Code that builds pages

>>>>

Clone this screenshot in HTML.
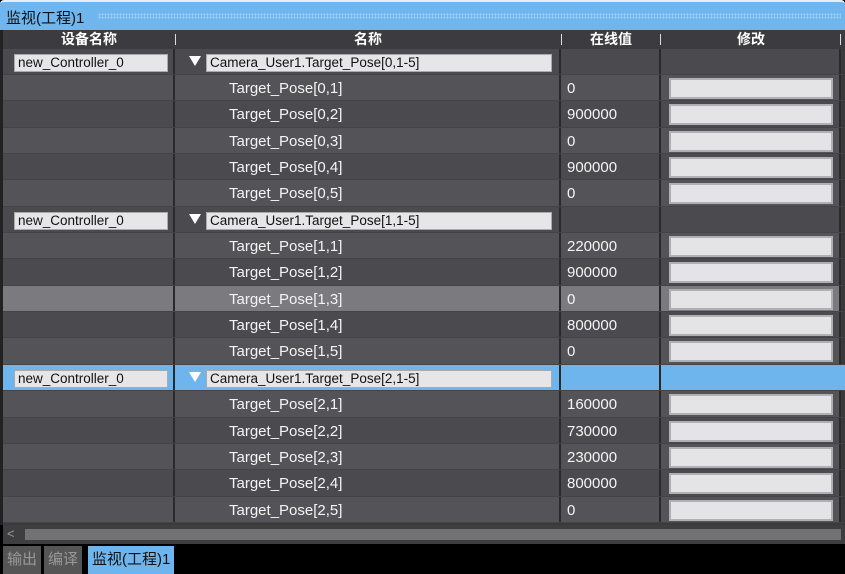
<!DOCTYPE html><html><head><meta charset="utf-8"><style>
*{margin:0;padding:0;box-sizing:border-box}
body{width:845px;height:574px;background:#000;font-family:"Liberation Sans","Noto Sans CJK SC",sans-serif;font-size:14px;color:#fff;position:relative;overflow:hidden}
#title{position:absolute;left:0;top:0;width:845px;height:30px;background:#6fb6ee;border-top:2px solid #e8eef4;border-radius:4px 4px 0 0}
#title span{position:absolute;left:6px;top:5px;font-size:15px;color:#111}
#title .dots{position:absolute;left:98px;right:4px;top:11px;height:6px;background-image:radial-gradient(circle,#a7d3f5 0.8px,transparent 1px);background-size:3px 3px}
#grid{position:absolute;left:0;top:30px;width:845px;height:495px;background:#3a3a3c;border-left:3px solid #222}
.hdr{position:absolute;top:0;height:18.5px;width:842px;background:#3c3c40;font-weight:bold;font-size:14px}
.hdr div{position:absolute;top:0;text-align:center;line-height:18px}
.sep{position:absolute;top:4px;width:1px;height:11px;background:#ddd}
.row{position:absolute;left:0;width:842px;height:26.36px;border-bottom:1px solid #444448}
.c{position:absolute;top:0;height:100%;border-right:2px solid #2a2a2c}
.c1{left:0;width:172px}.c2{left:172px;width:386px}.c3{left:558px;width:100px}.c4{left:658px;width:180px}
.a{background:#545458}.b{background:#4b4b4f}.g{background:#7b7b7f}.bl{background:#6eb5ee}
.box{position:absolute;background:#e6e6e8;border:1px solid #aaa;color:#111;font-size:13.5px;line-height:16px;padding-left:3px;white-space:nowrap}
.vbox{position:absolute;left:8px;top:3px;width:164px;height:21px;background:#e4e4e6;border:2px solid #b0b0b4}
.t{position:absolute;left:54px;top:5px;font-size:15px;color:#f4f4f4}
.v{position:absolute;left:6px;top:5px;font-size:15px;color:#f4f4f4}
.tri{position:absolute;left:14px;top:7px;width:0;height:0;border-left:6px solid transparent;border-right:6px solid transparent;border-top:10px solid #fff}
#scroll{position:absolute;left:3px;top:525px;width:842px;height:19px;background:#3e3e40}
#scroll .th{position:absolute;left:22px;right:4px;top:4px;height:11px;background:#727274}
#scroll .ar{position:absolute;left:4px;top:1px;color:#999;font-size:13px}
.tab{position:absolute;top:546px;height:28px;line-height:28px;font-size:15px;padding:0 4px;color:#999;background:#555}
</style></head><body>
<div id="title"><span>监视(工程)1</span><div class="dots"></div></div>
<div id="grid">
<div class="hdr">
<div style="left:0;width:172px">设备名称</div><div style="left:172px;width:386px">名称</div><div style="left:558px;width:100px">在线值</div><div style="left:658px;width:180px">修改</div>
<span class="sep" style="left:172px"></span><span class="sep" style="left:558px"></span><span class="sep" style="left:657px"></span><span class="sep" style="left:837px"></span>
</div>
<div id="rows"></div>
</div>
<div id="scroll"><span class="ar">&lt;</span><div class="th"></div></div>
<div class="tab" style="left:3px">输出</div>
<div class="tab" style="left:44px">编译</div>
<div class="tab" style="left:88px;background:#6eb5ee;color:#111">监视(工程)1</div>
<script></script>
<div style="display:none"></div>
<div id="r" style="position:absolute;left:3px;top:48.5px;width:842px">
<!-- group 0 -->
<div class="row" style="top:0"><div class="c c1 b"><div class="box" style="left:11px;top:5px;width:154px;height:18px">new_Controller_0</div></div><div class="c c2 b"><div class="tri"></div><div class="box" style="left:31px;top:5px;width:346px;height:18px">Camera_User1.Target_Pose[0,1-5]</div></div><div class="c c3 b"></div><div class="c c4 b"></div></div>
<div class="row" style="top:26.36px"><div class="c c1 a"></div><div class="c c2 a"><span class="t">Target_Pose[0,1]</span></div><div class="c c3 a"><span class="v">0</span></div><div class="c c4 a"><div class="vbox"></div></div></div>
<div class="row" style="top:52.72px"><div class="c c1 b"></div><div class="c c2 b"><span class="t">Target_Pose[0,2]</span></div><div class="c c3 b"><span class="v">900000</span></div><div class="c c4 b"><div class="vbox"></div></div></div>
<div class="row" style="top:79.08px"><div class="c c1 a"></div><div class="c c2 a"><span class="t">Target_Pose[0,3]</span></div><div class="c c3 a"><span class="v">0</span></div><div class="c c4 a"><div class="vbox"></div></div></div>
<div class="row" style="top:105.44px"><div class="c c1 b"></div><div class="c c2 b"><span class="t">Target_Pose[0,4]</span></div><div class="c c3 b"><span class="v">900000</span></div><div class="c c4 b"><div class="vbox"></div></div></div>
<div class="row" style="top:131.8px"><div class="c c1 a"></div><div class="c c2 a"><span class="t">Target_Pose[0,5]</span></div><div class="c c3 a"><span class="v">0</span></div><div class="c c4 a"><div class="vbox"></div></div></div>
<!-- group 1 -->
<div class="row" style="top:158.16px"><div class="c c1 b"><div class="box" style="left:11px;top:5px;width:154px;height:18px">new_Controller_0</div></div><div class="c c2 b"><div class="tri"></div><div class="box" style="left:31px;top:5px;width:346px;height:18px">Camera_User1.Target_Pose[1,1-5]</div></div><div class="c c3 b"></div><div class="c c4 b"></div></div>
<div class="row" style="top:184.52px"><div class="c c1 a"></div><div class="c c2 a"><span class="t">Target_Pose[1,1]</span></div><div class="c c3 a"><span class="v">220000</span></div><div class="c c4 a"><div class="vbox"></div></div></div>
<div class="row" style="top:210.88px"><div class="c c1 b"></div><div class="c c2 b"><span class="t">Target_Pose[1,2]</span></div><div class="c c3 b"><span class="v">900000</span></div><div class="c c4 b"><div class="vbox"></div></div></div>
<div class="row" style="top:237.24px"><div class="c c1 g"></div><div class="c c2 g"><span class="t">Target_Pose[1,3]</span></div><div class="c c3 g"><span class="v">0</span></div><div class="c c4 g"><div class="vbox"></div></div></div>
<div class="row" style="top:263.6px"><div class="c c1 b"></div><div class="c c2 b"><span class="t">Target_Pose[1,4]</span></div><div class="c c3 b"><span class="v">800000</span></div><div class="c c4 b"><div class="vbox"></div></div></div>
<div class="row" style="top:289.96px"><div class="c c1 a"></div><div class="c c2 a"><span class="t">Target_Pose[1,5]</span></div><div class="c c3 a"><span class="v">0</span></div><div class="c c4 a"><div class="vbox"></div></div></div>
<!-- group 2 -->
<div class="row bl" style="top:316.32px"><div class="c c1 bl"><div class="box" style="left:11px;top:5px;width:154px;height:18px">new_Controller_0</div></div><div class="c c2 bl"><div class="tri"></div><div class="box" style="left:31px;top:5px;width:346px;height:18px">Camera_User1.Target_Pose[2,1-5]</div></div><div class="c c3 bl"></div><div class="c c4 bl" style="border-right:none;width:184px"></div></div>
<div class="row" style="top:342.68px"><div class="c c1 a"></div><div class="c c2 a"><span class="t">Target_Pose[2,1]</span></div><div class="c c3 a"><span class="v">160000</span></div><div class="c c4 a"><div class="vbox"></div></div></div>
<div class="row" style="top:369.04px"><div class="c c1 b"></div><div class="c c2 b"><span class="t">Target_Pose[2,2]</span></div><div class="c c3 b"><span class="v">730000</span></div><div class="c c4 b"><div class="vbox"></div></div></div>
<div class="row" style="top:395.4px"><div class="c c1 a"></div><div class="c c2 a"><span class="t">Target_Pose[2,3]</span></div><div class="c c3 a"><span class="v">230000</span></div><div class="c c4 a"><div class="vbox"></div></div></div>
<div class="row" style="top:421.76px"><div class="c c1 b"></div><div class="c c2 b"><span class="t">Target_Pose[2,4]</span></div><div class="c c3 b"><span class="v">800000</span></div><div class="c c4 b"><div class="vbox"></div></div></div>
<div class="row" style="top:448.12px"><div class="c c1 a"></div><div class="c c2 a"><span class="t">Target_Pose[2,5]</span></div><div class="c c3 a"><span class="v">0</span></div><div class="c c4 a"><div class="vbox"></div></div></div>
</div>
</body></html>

<<<<
>>>>

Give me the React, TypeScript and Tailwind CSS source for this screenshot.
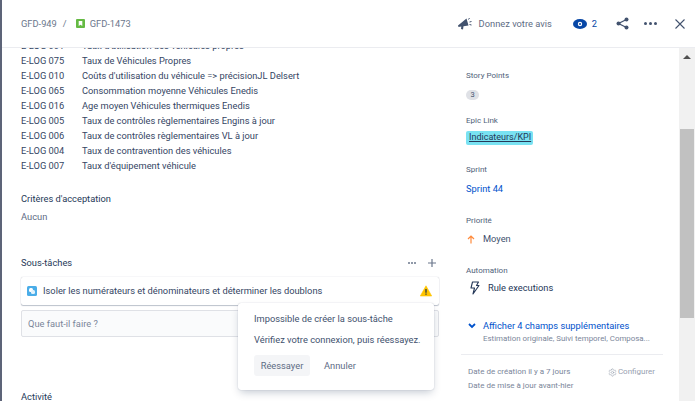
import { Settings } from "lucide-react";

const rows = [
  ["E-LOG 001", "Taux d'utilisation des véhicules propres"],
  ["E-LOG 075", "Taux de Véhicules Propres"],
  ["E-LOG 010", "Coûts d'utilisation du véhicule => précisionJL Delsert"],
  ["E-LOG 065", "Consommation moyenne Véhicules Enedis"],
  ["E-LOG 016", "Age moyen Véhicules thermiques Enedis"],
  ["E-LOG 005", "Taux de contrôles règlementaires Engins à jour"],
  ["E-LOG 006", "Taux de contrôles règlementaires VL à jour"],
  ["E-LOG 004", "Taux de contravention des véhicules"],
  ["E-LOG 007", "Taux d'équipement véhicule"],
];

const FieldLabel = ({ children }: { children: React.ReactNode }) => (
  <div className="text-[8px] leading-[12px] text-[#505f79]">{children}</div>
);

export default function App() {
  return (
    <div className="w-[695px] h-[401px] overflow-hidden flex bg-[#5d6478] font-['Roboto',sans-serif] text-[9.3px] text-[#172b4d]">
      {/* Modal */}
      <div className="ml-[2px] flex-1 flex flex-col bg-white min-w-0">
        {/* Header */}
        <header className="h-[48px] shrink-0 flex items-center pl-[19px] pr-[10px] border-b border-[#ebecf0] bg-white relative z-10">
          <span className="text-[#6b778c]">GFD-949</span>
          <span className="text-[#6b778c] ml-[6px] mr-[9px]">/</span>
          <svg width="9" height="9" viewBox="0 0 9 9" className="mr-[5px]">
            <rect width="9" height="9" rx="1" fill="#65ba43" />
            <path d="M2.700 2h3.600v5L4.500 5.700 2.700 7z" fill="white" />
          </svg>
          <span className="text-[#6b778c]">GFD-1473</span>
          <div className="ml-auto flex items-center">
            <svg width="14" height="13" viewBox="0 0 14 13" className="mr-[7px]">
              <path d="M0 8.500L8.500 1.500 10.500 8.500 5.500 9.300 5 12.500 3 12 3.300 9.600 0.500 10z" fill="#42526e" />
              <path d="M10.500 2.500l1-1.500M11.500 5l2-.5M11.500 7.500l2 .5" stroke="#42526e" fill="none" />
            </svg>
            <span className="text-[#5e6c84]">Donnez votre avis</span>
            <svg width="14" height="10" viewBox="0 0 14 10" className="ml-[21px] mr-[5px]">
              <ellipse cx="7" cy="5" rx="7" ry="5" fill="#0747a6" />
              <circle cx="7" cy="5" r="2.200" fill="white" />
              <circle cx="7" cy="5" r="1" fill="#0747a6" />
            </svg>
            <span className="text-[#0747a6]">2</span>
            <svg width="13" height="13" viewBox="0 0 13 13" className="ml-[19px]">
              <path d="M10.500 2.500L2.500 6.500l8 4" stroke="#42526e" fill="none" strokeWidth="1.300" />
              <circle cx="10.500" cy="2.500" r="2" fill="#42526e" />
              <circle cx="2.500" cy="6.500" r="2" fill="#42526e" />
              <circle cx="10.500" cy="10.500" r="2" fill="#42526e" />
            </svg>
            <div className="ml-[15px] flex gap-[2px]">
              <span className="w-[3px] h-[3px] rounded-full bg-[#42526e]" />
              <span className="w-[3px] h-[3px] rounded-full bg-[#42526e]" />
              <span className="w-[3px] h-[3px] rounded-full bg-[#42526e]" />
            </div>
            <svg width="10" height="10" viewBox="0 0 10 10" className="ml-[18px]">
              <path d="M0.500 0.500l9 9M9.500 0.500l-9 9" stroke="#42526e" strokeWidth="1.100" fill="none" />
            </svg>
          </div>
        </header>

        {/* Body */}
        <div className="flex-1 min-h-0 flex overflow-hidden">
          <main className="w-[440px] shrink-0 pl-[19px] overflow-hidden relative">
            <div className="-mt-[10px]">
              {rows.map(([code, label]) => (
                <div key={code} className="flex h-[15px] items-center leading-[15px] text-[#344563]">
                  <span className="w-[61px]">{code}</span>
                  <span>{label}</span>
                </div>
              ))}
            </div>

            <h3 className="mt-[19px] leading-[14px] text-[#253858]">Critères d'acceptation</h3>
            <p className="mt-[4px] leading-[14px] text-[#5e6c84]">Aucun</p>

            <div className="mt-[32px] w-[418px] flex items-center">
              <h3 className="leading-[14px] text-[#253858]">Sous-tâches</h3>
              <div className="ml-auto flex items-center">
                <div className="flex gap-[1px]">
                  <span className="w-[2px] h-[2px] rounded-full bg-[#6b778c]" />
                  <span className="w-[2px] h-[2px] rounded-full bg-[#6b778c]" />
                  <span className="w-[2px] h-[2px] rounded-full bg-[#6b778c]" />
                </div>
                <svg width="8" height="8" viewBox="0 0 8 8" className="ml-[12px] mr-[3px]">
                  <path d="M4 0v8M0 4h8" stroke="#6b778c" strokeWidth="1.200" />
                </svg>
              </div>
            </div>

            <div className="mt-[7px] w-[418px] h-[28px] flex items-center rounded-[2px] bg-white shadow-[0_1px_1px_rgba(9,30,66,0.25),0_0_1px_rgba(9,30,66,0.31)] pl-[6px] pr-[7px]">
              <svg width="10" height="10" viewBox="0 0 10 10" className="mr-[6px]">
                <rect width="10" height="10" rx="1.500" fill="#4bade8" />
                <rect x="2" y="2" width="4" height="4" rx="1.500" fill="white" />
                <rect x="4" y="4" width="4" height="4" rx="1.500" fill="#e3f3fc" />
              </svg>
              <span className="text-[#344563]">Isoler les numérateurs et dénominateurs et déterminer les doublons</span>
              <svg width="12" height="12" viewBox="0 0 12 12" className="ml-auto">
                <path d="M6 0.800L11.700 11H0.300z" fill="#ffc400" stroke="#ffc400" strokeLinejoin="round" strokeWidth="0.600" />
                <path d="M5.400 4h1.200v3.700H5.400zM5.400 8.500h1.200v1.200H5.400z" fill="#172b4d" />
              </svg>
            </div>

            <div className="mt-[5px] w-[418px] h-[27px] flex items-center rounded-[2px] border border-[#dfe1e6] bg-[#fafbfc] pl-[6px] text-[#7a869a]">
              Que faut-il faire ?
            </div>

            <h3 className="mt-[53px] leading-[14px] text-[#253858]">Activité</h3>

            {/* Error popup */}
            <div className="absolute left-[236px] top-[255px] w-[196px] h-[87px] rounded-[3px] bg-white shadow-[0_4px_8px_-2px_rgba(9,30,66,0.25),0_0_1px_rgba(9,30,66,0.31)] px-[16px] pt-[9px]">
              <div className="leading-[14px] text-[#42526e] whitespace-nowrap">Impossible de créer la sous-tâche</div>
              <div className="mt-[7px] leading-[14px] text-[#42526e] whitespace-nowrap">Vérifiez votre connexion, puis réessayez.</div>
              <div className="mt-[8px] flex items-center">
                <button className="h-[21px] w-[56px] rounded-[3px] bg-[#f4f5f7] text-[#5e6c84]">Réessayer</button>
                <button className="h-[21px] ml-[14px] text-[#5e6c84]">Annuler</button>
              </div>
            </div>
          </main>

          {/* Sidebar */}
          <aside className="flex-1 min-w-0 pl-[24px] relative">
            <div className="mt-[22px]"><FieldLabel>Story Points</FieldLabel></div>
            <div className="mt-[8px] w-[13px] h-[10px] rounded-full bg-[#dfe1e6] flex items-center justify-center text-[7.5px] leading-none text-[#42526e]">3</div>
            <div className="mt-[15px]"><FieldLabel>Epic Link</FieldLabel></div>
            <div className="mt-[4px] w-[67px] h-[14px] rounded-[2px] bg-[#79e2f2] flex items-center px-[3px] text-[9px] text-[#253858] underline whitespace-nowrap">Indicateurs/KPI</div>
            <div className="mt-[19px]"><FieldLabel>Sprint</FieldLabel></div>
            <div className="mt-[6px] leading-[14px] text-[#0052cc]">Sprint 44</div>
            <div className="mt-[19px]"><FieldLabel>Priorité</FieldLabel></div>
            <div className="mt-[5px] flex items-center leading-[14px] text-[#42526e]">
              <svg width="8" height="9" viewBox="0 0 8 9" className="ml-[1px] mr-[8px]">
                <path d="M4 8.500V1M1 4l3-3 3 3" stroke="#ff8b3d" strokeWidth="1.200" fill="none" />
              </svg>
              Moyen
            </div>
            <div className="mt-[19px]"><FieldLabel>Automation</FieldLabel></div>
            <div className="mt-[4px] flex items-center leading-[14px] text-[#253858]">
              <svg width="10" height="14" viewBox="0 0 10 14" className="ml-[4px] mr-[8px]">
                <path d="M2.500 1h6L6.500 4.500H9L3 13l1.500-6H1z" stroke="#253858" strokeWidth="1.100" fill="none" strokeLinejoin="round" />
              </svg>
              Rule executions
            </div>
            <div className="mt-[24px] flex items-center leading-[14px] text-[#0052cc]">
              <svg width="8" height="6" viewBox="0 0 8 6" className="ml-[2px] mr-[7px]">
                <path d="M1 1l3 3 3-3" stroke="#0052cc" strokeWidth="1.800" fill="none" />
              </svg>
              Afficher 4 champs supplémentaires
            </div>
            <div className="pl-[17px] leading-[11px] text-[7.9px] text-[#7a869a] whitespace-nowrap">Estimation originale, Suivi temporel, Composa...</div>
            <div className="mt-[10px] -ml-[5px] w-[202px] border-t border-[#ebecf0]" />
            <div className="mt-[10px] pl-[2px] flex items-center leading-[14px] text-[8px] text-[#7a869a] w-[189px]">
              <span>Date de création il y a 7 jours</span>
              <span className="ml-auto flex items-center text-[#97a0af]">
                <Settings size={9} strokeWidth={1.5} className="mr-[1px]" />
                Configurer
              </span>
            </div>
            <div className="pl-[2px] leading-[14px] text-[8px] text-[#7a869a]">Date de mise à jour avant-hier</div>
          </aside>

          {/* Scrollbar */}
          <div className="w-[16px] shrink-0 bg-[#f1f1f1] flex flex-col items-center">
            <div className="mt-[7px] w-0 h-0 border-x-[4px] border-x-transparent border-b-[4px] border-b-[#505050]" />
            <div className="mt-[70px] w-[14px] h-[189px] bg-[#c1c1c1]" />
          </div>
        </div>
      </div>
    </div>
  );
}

<<<<

Task directions
Read the entries above, then pull out the lines that include "this".

Correct response
Clone this screenshot in HTML.
Give me the React, TypeScript and Tailwind CSS source for this screenshot.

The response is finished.